-- START ENTRIES SHOWN --

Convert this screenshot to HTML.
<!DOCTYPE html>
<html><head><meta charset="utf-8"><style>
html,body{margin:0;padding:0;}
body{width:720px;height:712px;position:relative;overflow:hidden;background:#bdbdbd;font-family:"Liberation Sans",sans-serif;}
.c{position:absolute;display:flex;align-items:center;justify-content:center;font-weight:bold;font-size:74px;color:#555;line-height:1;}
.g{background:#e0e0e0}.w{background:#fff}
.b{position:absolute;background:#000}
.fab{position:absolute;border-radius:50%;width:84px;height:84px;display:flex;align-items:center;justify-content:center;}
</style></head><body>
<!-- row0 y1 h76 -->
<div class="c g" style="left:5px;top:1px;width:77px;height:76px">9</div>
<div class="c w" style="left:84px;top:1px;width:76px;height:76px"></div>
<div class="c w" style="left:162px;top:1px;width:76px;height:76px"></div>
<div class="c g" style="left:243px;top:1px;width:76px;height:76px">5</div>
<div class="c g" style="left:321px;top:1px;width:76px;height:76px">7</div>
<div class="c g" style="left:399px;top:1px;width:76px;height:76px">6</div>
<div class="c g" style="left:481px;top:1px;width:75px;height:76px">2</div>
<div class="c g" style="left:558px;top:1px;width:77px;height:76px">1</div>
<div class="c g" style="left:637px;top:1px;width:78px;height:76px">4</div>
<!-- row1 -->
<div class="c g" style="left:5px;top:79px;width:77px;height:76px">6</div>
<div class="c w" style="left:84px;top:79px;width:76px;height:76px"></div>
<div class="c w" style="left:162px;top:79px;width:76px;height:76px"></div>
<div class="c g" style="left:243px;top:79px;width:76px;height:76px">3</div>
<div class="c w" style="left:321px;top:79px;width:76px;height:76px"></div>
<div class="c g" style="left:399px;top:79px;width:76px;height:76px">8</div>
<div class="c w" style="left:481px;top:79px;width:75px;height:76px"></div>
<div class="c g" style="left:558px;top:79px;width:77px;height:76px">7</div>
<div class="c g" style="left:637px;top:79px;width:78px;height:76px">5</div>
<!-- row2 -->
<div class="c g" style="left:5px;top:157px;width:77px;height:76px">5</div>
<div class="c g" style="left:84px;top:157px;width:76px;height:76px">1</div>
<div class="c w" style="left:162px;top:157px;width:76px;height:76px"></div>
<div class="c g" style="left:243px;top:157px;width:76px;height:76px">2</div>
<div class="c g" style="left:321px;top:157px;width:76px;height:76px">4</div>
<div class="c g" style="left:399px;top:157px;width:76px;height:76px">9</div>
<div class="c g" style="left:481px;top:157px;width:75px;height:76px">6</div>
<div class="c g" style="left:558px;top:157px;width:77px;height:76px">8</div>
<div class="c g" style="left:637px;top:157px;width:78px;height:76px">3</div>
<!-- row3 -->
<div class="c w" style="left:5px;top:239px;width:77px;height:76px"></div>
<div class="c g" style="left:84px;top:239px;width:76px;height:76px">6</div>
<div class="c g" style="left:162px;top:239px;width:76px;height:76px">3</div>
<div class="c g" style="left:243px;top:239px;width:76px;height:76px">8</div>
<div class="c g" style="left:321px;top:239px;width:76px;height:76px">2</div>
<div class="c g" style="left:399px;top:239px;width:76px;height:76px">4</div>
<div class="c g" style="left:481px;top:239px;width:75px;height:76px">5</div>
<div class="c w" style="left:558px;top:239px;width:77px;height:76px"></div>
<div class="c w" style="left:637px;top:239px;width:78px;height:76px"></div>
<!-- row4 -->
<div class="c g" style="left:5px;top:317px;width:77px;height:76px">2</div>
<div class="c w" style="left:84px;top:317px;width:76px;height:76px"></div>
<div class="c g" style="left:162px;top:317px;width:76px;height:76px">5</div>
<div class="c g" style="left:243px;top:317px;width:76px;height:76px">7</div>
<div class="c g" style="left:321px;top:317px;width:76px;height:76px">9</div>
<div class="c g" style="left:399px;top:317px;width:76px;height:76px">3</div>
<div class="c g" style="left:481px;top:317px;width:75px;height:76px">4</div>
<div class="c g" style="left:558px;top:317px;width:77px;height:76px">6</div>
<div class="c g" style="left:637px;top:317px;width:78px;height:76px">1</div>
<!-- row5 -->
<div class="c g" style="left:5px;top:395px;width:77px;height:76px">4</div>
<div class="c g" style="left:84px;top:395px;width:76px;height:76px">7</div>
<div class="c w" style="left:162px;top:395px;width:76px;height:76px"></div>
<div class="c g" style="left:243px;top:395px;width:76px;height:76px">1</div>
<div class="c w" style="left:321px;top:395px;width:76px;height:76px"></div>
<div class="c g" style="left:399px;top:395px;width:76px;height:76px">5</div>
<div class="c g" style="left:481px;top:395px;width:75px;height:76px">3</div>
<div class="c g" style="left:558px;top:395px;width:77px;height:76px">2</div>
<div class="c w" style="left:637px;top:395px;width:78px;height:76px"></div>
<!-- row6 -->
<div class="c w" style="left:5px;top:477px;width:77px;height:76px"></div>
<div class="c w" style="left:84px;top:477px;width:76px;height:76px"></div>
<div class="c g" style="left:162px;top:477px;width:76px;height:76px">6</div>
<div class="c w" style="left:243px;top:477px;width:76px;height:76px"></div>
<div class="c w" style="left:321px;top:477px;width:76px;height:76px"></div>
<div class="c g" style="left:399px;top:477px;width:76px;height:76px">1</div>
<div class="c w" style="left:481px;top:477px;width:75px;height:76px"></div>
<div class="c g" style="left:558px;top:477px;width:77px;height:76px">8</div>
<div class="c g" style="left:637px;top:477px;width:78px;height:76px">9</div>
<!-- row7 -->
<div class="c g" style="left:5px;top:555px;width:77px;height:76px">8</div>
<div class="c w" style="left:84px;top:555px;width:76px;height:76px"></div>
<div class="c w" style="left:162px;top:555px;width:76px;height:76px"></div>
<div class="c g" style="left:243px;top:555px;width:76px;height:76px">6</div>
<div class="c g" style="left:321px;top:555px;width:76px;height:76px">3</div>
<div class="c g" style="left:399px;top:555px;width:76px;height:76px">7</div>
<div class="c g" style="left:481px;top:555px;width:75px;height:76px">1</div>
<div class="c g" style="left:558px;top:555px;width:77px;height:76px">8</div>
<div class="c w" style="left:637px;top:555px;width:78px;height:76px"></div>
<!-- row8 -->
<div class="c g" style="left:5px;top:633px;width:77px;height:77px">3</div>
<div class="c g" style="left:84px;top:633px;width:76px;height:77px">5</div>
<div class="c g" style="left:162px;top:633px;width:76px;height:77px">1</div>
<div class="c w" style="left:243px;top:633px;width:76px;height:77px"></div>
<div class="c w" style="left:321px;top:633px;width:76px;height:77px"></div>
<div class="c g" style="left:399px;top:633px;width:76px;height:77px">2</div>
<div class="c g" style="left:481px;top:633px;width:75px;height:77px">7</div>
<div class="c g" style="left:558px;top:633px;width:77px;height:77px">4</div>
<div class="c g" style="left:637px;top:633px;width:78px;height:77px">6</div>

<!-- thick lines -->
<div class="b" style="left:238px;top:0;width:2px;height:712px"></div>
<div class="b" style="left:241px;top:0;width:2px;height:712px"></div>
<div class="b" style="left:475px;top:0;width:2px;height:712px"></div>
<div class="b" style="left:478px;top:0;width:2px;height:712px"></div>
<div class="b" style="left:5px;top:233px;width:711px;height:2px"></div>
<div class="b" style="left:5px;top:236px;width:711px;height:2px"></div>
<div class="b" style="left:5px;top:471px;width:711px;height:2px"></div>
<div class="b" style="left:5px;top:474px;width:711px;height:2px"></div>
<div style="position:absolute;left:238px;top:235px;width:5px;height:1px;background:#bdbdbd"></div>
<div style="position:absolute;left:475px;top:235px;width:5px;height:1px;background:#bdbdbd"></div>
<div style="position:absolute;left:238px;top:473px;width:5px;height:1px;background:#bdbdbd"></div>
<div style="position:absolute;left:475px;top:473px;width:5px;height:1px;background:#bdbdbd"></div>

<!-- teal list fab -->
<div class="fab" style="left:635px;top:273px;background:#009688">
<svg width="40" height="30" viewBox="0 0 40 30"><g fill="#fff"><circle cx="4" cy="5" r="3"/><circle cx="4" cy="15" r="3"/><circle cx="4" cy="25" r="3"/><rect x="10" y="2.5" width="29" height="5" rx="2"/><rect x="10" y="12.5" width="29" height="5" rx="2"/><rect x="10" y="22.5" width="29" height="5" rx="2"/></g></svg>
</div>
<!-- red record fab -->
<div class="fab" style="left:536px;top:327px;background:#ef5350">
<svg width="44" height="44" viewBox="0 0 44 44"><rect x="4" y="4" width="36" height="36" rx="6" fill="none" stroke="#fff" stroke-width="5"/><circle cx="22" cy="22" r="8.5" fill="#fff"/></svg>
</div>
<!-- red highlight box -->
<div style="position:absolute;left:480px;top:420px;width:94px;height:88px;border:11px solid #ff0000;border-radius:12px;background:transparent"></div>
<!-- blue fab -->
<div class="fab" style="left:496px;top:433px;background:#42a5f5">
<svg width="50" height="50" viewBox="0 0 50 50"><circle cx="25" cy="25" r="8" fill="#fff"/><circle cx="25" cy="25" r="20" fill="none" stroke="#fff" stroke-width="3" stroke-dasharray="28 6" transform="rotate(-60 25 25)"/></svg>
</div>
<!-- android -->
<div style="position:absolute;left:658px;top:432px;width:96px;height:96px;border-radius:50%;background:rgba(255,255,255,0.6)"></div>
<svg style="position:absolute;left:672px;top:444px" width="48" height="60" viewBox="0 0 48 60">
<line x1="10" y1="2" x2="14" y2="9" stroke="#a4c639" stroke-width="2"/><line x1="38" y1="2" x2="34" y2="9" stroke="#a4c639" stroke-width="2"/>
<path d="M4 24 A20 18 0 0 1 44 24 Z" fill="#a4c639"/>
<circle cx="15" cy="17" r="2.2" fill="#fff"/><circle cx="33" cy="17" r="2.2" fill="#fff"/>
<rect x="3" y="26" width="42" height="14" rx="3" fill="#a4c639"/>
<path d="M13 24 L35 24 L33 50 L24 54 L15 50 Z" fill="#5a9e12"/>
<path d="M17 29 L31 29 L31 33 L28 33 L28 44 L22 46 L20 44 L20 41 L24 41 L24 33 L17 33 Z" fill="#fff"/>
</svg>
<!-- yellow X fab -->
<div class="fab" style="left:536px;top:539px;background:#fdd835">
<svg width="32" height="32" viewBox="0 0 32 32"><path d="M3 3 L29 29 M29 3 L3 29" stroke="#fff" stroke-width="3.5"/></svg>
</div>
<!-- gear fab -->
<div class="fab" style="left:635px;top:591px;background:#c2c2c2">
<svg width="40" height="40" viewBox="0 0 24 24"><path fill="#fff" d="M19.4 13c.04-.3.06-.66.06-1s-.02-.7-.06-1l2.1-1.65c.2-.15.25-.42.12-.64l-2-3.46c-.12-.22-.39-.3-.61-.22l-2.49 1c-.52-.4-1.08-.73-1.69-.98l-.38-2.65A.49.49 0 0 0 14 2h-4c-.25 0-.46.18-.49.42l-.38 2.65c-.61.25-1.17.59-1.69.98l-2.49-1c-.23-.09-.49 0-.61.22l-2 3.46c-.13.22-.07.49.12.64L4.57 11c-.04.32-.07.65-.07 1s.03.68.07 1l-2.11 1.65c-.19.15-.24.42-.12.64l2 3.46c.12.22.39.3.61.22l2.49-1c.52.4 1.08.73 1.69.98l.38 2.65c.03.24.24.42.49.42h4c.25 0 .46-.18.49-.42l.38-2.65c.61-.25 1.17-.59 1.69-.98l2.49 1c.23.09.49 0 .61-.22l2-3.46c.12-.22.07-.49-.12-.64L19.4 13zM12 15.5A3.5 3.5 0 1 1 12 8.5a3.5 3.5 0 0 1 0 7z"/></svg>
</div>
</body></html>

-- END ENTRIES SHOWN --
-- START ENTRIES SHOWN --

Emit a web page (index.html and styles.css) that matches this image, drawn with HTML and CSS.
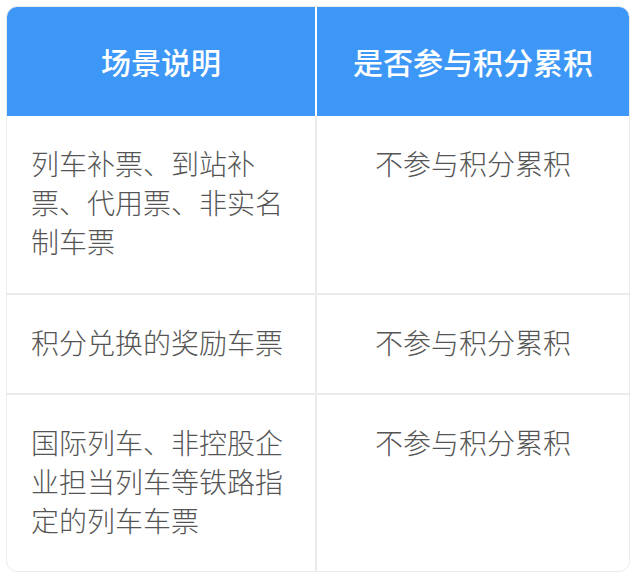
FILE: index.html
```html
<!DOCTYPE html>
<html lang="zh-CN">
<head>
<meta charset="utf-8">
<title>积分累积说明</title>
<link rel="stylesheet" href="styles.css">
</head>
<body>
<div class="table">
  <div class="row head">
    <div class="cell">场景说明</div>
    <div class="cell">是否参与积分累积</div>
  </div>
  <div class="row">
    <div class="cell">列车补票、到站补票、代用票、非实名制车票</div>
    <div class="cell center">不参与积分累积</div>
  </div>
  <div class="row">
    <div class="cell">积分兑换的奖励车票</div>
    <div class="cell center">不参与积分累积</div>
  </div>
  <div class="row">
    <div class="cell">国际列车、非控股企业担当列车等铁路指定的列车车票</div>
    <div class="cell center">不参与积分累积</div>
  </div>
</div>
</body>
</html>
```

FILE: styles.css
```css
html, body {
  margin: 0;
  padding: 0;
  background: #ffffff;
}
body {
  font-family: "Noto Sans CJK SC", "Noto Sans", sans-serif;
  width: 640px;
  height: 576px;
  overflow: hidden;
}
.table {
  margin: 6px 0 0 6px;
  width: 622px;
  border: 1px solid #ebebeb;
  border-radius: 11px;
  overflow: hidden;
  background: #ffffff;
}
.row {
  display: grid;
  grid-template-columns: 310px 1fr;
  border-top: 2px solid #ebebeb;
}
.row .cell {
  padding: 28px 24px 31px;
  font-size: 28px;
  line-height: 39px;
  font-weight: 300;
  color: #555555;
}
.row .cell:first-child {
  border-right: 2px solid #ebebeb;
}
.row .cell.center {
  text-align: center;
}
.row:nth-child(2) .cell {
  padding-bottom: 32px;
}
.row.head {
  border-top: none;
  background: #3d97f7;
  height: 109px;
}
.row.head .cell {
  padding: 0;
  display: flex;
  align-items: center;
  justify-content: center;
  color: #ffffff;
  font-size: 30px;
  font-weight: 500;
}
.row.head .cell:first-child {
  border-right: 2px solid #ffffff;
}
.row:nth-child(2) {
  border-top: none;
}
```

-- END ENTRIES SHOWN --

▶ **TASK BRIEF**
Write out every line from the entries where "this" appears.

▶ **ANSWER IN FULL**
Convert this screenshot to HTML.
Emit a web page (index.html and styles.css) that matches this image, drawn with HTML and CSS.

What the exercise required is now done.